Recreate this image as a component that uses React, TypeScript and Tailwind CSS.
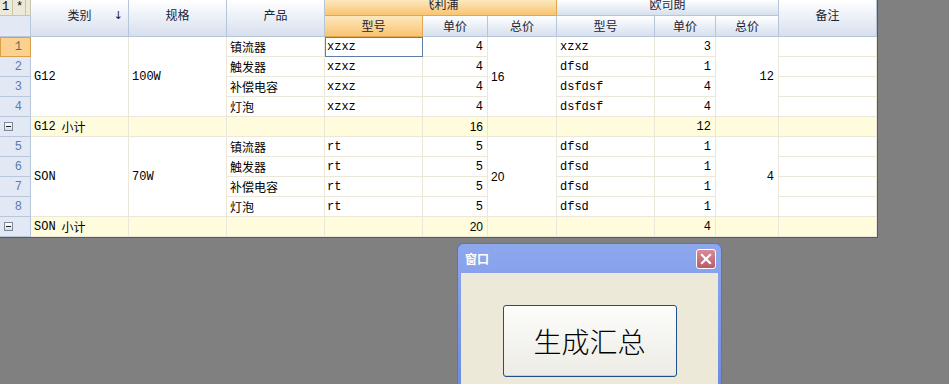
import * as React from 'react';

const CN = "font-['Noto_Sans_CJK_SC','Noto_Sans',sans-serif]";
const MONO = "font-['Liberation_Mono','Noto_Sans_CJK_SC',monospace]";

interface Group {
  name: string;
  spec: string;
  items: { product: string; m1: string; p1: string; m2: string; p2: string }[];
  total1: string;
  total2: string;
  start: number;
}

const groups: Group[] = [
  {
    name: 'G12',
    spec: '100W',
    total1: '16',
    total2: '12',
    start: 1,
    items: [
      { product: '镇流器', m1: 'xzxz', p1: '4', m2: 'xzxz', p2: '3' },
      { product: '触发器', m1: 'xzxz', p1: '4', m2: 'dfsd', p2: '1' },
      { product: '补偿电容', m1: 'xzxz', p1: '4', m2: 'dsfdsf', p2: '4' },
      { product: '灯泡', m1: 'xzxz', p1: '4', m2: 'dsfdsf', p2: '4' },
    ],
  },
  {
    name: 'SON',
    spec: '70W',
    total1: '20',
    total2: '4',
    start: 5,
    items: [
      { product: '镇流器', m1: 'rt', p1: '5', m2: 'dfsd', p2: '1' },
      { product: '触发器', m1: 'rt', p1: '5', m2: 'dfsd', p2: '1' },
      { product: '补偿电容', m1: 'rt', p1: '5', m2: 'dfsd', p2: '1' },
      { product: '灯泡', m1: 'rt', p1: '5', m2: 'dfsd', p2: '1' },
    ],
  },
];

const hdr = `bg-gradient-to-b from-white to-[#d7e0ee] border-r border-b border-[#b6c5da] text-[12px] text-[#1b2433] ${CN} overflow-hidden flex justify-center`;
const orange = `bg-gradient-to-b from-[#fde8bd] to-[#f8c470] border-r border-b border-[#e3a74e] text-[12px] text-[#1b2433] ${CN} overflow-hidden flex justify-center`;
const cell = 'border-r border-b border-[#ebe8da] bg-white text-[12px] text-black flex items-center overflow-hidden leading-[14px]';
const sub = 'border-r border-b border-[#ebe8da] bg-[#fffbdd] text-[12px] text-black flex items-center overflow-hidden leading-[14px]';
const rowHead = `border-r border-b border-[#b8c7dc] bg-[#e2e9f4] text-[12px] text-[#5b7bb0] flex items-center justify-end pr-[8px] ${MONO}`;

function MinusBox() {
  return (
    <span className="w-[9px] h-[9px] border border-[#7d8899] bg-gradient-to-b from-white to-[#d9dde4] flex items-center justify-center">
      <span className="w-[5px] h-px bg-[#222]" />
    </span>
  );
}

function GroupRows({ g }: { g: Group }) {
  return (
    <>
      {g.items.map((it, i) => {
        const n = g.start + i;
        const selected = n === 1;
        return (
          <React.Fragment key={n}>
            <div
              className={
                selected
                  ? `border border-[#d9a048] bg-[#fcd08e] text-[12px] text-[#6a6a6a] flex items-center justify-end pr-[8px] ${MONO}`
                  : rowHead
              }
            >
              {n}
            </div>
            {i === 0 && (
              <div className={`${cell} row-span-4 pl-[3px] ${MONO} text-[11px]`}>{g.name}</div>
            )}
            {i === 0 && (
              <div className={`${cell} row-span-4 pl-[3px] ${MONO} text-[11px]`}>{g.spec}</div>
            )}
            <div className={`${cell} pl-[3px] ${CN}`}>{it.product}</div>
            <div
              className={`${cell} pl-[2px] ${MONO} text-[10.5px] ${
                selected ? 'outline outline-1 -outline-offset-1 outline-[#5d7ca8]' : ''
              }`}
            >
              {it.m1}
            </div>
            <div className={`${cell} justify-end pr-[4px] ${MONO}`}>{it.p1}</div>
            {i === 0 && (
              <div className={`${cell} row-span-4 pl-[3px] font-['Liberation_Sans',sans-serif]`}>
                {g.total1}
              </div>
            )}
            <div className={`${cell} pl-[3px] ${MONO} text-[10.5px]`}>{it.m2}</div>
            <div className={`${cell} justify-end pr-[4px] ${MONO}`}>{it.p2}</div>
            {i === 0 && (
              <div className={`${cell} row-span-4 justify-end pr-[4px] ${MONO}`}>{g.total2}</div>
            )}
            <div className={cell} />
          </React.Fragment>
        );
      })}
      <div className={`${rowHead} !justify-start pl-[4px]`}>
        <MinusBox />
      </div>
      <div className={`${sub} pl-[3px] ${MONO} text-[11px]`}>
        {g.name}
        <span className={`${CN} text-[12px] ml-[6px]`}>小计</span>
      </div>
      <div className={sub} />
      <div className={sub} />
      <div className={sub} />
      <div className={`${sub} justify-end pr-[4px] font-['Liberation_Sans',sans-serif]`}>{g.total1}</div>
      <div className={sub} />
      <div className={sub} />
      <div className={`${sub} justify-end pr-[4px] ${MONO}`}>{g.total2}</div>
      <div className={sub} />
      <div className={sub} />
    </>
  );
}

export default function App() {
  return (
    <div className="relative w-[949px] h-[384px] overflow-hidden bg-[#808080]">
      <div className="w-[878px] border-r border-b border-[#5a5a5a] bg-white">
        <div className="grid grid-cols-[31px_98px_98px_98px_98px_65px_69px_98px_61px_63px_98px] grid-rows-[16px_21px_repeat(10,20px)]">
          {/* header row 1 */}
          <div className="bg-[#ece9d8] border-r border-b border-[#c9c5b0] flex text-[12px] text-black font-['Liberation_Mono',monospace] leading-[14px]">
            <span className="w-[13px] border-r border-[#c9c5b0] pl-[2px]">1</span>
            <span className="w-[13px] border-r border-[#c9c5b0] pl-[3px]">*</span>
          </div>
          <div className={`${hdr} row-span-2 pt-[8px] relative`}>
            <span className="leading-[14px]">类别</span>
            <span className="absolute right-[5px] top-[9px] text-[11px] leading-[14px] font-['DejaVu_Sans',sans-serif]">↓</span>
          </div>
          <div className={`${hdr} row-span-2 pt-[8px]`}>
            <span className="leading-[14px]">规格</span>
          </div>
          <div className={`${hdr} row-span-2 pt-[8px]`}>
            <span className="leading-[14px]">产品</span>
          </div>
          <div className={`${orange} col-span-3`}>
            <span className="leading-[14px] -mt-[3px]">飞利浦</span>
          </div>
          <div className={`${hdr} col-span-3`}>
            <span className="leading-[14px] -mt-[3px]">欧司朗</span>
          </div>
          <div className={`${hdr} row-span-2 pt-[8px]`}>
            <span className="leading-[14px]">备注</span>
          </div>
          {/* header row 2 */}
          <div className="bg-[#e2e9f4] border-r border-b border-[#b8c7dc]" />
          <div className={`${orange} items-center`}>型号</div>
          <div className={`${hdr} items-center`}>单价</div>
          <div className={`${hdr} items-center`}>总价</div>
          <div className={`${hdr} items-center`}>型号</div>
          <div className={`${hdr} items-center`}>单价</div>
          <div className={`${hdr} items-center`}>总价</div>

          {groups.map((g) => (
            <GroupRows key={g.name} g={g} />
          ))}
        </div>
      </div>

      {/* window dialog */}
      <div className="absolute left-[457px] top-[243px] w-[265px] h-[160px] rounded-t-[7px] bg-gradient-to-b from-[#8ea8ee] to-[#6a89de] border border-[#5574d2] px-[3px] flex flex-col">
        <div className="h-[29px] flex items-center justify-between pl-[4px] pr-[2px]">
          <span className={`${CN} text-[12px] text-white font-bold`}>窗口</span>
          <div className="w-[20px] h-[20px] rounded-[3px] border border-white bg-gradient-to-b from-[#d88b97] to-[#b85c6c] flex items-center justify-center">
            <svg width="12" height="12" viewBox="0 0 12 12">
              <path d="M2 2 L10 10 M10 2 L2 10" stroke="white" strokeWidth="2.2" strokeLinecap="square" />
            </svg>
          </div>
        </div>
        <div className="flex-1 bg-[#ece9d8] flex justify-center pt-[32px]">
          <button className="w-[174px] h-[72px] rounded-[3px] border border-[#1f4f8f] bg-gradient-to-b from-[#fdfdfc] to-[#ecebe4] shadow-[inset_0_-1px_0_#d6d0c0]">
            <span className={`${CN} text-[28px] font-light text-black`}>生成汇总</span>
          </button>
        </div>
      </div>
    </div>
  );
}
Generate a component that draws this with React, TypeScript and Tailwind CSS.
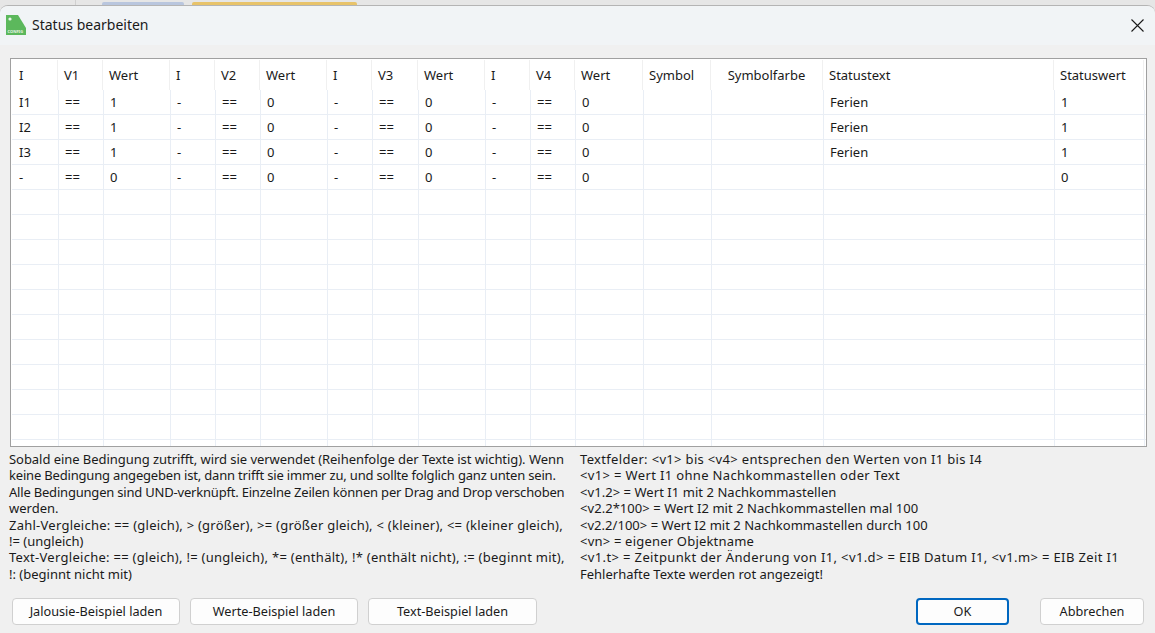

****************

#### [WHAT THE TASK ASKS]
Repeat exactly and only the lines from the start of the data above through the line that holds "border-b border-[#b8c7dc] bg-[#e2e9f4]", inclusive. Pictures do not belong in the copy.

#### [WRITTEN REPLY]
Recreate this image as a component that uses React, TypeScript and Tailwind CSS.
import * as React from 'react';

const CN = "font-['Noto_Sans_CJK_SC','Noto_Sans',sans-serif]";
const MONO = "font-['Liberation_Mono','Noto_Sans_CJK_SC',monospace]";

interface Group {
  name: string;
  spec: string;
  items: { product: string; m1: string; p1: string; m2: string; p2: string }[];
  total1: string;
  total2: string;
  start: number;
}

const groups: Group[] = [
  {
    name: 'G12',
    spec: '100W',
    total1: '16',
    total2: '12',
    start: 1,
    items: [
      { product: '镇流器', m1: 'xzxz', p1: '4', m2: 'xzxz', p2: '3' },
      { product: '触发器', m1: 'xzxz', p1: '4', m2: 'dfsd', p2: '1' },
      { product: '补偿电容', m1: 'xzxz', p1: '4', m2: 'dsfdsf', p2: '4' },
      { product: '灯泡', m1: 'xzxz', p1: '4', m2: 'dsfdsf', p2: '4' },
    ],
  },
  {
    name: 'SON',
    spec: '70W',
    total1: '20',
    total2: '4',
    start: 5,
    items: [
      { product: '镇流器', m1: 'rt', p1: '5', m2: 'dfsd', p2: '1' },
      { product: '触发器', m1: 'rt', p1: '5', m2: 'dfsd', p2: '1' },
      { product: '补偿电容', m1: 'rt', p1: '5', m2: 'dfsd', p2: '1' },
      { product: '灯泡', m1: 'rt', p1: '5', m2: 'dfsd', p2: '1' },
    ],
  },
];

const hdr = `bg-gradient-to-b from-white to-[#d7e0ee] border-r border-b border-[#b6c5da] text-[12px] text-[#1b2433] ${CN} overflow-hidden flex justify-center`;
const orange = `bg-gradient-to-b from-[#fde8bd] to-[#f8c470] border-r border-b border-[#e3a74e] text-[12px] text-[#1b2433] ${CN} overflow-hidden flex justify-center`;
const cell = 'border-r border-b border-[#ebe8da] bg-white text-[12px] text-black flex items-center overflow-hidden leading-[14px]';
const sub = 'border-r border-b border-[#ebe8da] bg-[#fffbdd] text-[12px] text-black flex items-center overflow-hidden leading-[14px]';
const rowHead = `border-r border-b border-[#b8c7dc] bg-[#e2e9f4] text-[12px] text-[#5b7bb0] flex items-center justify-end pr-[8px] ${MONO}`;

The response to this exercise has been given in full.